The bummer about all this is that I just had my 120K mileage check up the weekend before, where they supposibly checked over my whole vehicle while also replacing my spark plugs and diff fluids. So over the last two weekends I have dropped $1K into my three week old truck... :frown:
Just wanted to throw in my recent story since it is related to this topic.
 
semlin said:
the rad is probably clogged because red and green coolant was mixed. that or the famous grey grit.

Explain the 'famous grey grit'. When Mo and I flushed my radiator, we noticed a slight grey film covering the radiatior core. Very fine but there none the less.
 
Brentbba said:
Explain the 'famous grey grit'.

Semlin meant to say "infamous grey grit." Nobody knows for sure what causes it but the best speculation is aluminium precipitate caused by not flushing the system and replacing the coolant annually.

-B-
 
yup

grey grit/sludge was all the rage a couple of years back on mud and sor as the cause of h/g failures but for some reason nobody talks about it much now. 80s are prone to a build up of it in the coolant system and it clogs radiators. people would check their overflow bottle for grey grit. source is unknown but it may be tiny flakes off a slowlydisintegrating h/g, aluminum precipitate or something reacting and dropping out of the coolant itself.

Does anyone know whether synthetic atf runs cooler than dino? I am wondering if tranny fluid temp might be a factor in trucks that are running a little hot. I am due for an atf flush.
 
JDM oil cooler and ATF cooler

semlin said:
Does anyone know whether synthetic atf runs cooler than dino? I am wondering if tranny fluid temp might be a factor in trucks that are running a little hot. I am due for an atf flush.

Wish me luck, just purchased thru online JDM oil cooler and ATF cooler should be here in next 2 weeks :D and hopefully these will drop the temps.
PLOT COOLER_04.webp
 
cool. oil cooler is in my mind too, but I am worried about applying my bad wrenching skills to customizing the oil supply.

why is that atf cooler better than the stock one?? also, isn't that combo blocking a big of the surface of your rad?
 
Another speculation on the grey sludge is left over casting material, Rich posted pics of the material he caught in his coolant bypass filter, it looks like casting material. The grey part being the lightest clay portion, there was also sand in there, instigator got same.
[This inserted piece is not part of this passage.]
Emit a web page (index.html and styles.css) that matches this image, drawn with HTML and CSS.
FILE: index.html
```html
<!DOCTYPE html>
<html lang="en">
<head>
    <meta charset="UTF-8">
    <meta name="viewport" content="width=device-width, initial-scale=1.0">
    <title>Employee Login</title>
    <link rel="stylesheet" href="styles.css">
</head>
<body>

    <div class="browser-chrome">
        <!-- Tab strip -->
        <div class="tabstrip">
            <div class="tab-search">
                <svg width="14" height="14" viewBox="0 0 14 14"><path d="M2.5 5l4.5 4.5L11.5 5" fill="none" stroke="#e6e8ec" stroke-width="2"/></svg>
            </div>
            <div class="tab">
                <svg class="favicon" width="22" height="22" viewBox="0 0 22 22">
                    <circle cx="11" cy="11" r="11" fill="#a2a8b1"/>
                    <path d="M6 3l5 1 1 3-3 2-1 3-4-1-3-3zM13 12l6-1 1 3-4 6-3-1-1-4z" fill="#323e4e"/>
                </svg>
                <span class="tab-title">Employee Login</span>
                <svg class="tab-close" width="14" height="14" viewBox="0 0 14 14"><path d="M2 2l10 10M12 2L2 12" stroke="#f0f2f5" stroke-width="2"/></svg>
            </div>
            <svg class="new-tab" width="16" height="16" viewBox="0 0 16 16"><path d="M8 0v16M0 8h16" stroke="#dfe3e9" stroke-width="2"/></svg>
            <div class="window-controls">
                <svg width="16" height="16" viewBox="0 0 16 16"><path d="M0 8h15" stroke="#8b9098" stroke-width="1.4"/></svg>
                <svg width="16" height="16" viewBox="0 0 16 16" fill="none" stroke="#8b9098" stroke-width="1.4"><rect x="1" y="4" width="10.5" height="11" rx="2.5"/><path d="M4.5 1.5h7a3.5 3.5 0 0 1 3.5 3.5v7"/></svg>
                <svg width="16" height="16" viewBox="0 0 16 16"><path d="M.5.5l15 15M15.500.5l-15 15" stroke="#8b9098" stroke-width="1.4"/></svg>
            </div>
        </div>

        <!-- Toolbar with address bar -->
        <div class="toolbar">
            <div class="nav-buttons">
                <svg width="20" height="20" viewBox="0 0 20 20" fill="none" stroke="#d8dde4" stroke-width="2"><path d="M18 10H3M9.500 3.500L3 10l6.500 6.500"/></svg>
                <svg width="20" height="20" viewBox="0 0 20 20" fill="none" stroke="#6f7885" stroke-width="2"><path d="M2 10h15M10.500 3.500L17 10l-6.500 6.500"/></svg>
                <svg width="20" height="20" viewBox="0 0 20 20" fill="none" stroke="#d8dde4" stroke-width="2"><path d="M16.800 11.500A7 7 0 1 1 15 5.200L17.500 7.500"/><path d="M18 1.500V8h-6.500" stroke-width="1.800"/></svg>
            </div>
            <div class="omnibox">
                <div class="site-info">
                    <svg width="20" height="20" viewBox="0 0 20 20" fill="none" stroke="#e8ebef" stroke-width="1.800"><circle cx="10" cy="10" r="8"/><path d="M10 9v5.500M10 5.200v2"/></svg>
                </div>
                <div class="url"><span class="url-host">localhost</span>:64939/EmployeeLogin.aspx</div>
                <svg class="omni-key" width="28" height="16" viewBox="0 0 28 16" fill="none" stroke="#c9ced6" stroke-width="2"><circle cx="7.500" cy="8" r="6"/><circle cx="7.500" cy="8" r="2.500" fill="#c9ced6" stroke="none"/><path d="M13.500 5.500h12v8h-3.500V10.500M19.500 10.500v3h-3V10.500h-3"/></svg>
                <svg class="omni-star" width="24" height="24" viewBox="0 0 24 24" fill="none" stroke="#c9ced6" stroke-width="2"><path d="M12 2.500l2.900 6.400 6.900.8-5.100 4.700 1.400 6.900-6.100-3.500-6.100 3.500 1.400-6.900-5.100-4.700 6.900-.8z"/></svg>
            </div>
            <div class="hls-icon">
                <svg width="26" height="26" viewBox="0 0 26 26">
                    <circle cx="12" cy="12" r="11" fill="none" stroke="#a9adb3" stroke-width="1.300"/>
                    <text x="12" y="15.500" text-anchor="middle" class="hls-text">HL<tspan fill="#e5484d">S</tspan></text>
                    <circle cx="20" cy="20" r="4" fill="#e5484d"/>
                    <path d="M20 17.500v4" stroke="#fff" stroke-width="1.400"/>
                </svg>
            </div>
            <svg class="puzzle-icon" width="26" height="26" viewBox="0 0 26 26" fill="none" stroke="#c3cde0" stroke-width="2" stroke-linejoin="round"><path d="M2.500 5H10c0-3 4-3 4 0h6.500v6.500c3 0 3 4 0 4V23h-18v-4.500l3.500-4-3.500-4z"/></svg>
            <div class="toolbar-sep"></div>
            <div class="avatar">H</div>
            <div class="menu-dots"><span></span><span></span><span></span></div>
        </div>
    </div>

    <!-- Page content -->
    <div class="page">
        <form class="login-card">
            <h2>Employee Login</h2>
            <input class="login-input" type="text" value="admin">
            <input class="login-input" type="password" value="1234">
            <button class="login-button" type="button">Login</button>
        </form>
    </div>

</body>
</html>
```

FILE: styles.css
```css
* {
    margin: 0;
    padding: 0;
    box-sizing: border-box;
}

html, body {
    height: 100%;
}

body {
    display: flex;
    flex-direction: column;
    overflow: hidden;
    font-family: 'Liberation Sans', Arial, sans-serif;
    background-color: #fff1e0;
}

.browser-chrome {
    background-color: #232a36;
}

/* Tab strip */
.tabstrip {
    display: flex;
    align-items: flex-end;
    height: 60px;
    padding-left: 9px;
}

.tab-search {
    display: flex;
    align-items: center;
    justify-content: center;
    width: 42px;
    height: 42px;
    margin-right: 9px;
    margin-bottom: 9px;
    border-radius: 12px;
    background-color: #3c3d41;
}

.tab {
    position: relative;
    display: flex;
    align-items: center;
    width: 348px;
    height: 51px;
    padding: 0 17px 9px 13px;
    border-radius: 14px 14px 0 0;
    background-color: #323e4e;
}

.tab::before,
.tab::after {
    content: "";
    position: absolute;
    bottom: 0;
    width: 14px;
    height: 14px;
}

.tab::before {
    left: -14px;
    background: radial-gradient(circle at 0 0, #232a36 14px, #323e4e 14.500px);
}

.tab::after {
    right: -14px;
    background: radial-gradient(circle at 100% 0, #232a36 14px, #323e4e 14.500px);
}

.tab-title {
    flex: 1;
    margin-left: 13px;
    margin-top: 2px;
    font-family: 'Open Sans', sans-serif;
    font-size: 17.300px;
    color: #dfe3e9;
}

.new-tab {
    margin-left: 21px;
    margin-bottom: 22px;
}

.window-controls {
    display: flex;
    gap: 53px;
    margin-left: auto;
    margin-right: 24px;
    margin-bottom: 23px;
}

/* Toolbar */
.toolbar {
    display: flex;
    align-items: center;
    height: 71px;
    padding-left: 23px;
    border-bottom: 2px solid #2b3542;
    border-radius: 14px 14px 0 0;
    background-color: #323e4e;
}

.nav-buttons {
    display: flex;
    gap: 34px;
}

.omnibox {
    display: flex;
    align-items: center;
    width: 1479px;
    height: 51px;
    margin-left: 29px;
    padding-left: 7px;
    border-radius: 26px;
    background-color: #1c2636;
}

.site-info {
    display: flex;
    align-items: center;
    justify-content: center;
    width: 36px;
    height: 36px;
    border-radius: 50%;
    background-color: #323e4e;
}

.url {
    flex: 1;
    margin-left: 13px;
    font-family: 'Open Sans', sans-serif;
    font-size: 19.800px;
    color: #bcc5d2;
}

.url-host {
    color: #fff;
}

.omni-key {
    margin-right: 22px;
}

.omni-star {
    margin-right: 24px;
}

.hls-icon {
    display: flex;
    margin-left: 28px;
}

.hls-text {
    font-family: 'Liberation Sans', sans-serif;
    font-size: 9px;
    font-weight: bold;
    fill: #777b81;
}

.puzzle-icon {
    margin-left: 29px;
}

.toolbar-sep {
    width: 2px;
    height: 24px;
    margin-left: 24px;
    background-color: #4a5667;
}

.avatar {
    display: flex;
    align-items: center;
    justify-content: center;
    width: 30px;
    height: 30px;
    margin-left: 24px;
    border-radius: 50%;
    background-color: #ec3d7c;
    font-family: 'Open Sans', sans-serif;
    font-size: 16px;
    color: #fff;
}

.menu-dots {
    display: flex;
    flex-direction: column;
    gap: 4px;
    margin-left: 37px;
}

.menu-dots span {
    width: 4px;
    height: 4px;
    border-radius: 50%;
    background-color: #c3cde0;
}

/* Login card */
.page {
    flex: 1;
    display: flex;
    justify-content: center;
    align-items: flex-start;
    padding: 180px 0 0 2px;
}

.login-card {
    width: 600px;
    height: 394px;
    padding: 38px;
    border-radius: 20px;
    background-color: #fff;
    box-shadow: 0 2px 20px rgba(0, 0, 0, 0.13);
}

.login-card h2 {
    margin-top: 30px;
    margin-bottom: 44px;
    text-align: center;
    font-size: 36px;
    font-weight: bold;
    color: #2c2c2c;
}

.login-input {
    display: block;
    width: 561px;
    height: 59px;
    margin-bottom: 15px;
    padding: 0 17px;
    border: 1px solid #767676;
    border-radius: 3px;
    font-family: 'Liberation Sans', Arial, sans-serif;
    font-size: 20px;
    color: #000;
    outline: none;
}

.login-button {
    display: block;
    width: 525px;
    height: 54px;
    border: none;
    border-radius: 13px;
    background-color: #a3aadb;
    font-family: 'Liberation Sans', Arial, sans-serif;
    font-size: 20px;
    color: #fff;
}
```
Semlin, advance is earlier in time, retard is later in time,

Timing is almost always set a few degrees before top dead center (BTDC) between the compression and power strokes, in our case stock 3° BTDC, advanced timing would be 5° BTCD, 7° BTDC, 10° BTDC etc, retarded timing would be anything less than 3° such as 2°BTDC, 1°BTDC, 0° TDC or any degree after top dead center (ATDC)

Biff, you may want to try the bubble test just to rule that out. Early small HG leakage can cause overheating, you have done the major work that can be done to the cooling system itself, ditto on the cap quick cheap and effective, is your coolant mix the recommended 50/50? More coolant than water reduces the amount of heat the coolant mix can carry,

Some in hot climates run 60/40 or 70/30 water/coolant for improved cooling, I am considering trying that but long term corrosion protection comes into question. Freeze protection is also reduced but you generally do not need protection down to deep below zero in hot climates (south east/south west)
 
RavenTai said:
Another speculation on the grey sludge is left over casting material, Rich posted pics of the material he caught in his coolant bypass filter, it looks like casting material. The grey part being the lightest clay portion, there was also sand in there, instigator got same.
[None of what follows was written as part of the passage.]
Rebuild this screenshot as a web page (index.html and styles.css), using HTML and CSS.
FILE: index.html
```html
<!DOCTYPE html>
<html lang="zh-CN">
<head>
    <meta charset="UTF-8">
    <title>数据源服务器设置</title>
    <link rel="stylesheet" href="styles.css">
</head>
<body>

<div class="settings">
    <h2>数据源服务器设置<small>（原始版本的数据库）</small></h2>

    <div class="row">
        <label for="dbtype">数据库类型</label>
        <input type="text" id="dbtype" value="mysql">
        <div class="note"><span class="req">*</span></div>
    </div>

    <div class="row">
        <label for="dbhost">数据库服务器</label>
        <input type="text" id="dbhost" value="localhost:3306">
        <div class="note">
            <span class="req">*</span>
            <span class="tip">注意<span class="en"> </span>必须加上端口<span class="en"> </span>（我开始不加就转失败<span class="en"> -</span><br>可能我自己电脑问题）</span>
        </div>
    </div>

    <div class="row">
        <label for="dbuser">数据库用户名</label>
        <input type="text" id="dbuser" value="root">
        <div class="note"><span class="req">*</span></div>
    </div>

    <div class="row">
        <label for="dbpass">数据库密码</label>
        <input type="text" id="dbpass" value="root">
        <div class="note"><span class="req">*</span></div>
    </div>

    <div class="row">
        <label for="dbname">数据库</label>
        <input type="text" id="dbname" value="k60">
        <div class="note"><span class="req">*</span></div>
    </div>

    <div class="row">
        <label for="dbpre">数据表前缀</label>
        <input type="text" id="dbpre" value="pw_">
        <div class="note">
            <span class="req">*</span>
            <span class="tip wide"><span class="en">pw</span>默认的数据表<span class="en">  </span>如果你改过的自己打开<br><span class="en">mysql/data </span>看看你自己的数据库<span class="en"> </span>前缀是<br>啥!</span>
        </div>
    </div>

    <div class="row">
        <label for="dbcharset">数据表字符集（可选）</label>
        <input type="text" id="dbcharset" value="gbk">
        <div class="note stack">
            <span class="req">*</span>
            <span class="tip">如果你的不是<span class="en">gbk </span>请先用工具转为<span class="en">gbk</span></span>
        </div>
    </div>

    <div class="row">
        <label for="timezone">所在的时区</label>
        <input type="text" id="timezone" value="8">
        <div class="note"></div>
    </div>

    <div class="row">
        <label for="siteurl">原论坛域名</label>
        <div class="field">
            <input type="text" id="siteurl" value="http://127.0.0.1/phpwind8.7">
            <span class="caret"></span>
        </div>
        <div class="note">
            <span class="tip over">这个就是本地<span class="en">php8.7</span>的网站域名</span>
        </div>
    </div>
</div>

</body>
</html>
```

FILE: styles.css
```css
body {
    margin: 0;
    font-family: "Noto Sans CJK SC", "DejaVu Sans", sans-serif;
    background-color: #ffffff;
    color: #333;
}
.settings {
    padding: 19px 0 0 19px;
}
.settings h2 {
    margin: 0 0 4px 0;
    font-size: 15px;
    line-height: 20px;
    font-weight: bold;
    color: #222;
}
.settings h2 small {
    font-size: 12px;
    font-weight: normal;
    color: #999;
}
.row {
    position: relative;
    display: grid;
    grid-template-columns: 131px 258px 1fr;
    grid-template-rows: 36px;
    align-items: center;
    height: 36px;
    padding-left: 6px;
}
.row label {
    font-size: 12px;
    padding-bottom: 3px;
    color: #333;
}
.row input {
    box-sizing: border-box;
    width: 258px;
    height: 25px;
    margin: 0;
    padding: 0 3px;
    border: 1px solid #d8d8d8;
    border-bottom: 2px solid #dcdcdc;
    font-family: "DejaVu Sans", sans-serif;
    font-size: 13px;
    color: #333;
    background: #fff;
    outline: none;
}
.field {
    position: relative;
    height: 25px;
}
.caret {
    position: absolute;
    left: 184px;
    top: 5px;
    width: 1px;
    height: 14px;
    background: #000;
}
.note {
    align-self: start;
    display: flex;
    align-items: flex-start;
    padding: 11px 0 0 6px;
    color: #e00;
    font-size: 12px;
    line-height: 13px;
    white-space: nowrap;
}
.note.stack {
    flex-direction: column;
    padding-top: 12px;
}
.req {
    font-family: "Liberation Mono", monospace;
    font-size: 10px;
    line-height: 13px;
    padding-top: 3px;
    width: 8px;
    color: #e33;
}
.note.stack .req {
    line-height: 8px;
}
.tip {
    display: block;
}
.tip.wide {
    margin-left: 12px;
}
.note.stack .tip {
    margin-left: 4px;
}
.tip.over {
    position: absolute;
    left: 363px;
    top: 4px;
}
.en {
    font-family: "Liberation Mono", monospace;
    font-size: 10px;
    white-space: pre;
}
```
Semlin, advance is earlier in time, retard is later in time,

Timing is almost always set a few degrees before top dead center (BTDC) between the compression and power strokes, in our case stock 3° BTDC, advanced timing would be 5° BTCD, 7° BTDC, 10° BTDC etc, retarded timing would be anything less than 3° such as 2°BTDC, 1°BTDC, 0° TDC or any degree after top dead center (ATDC)

Biff, you may want to try the bubble test just to rule that out. Early small HG leakage can cause overheating, you have done the major work that can be done to the cooling system itself, ditto on the cap quick cheap and effective, is your coolant mix the recommended 50/50? More coolant than water reduces the amount of heat the coolant mix can carry,

Some in hot climates run 60/40 or 70/30 water/coolant for improved cooling, I am considering trying that but long term corrosion protection comes into question. Freeze protection is also reduced but you generally do not need protection down to deep below zero in hot climates (south east/south west)


I've done the bubble test, did not spot anything so my hg should be okay. I'll get an new cap just for the heck of it.
 
Check that all of the airflow control devices are in place, the foam at the top and bottom of the radiator, the core support seals on the hood and the tin plate above the steering stabilizer. They are very important for low speed cooling, the fan causes a slight high pressure under the hood that should be expelled under the truck. If the seals are not there some of the heated under hood air will flow back to the front side of the radiator and get recycled, lowering efficiency at idle.

High density weather strip foam tape from home centers comes in a bunch of sizes and works well for sealing. Your looking to seal all holes near the radiator that would allow air to flow back through the core support. There are a couple of spots on the fan shroud that could be sealed, making more of the air that the fan moves come through the radiator.
 
thanks for illistrating that Tools, I have been ignoring those air dams did not figure they made much of a diffrence, picturing recycling hot air I can see how they could.

several of mine need to be replaced does home improvemnt type foam hold up to the heat? I coudl use 2" aluminum tape but that would be ugly.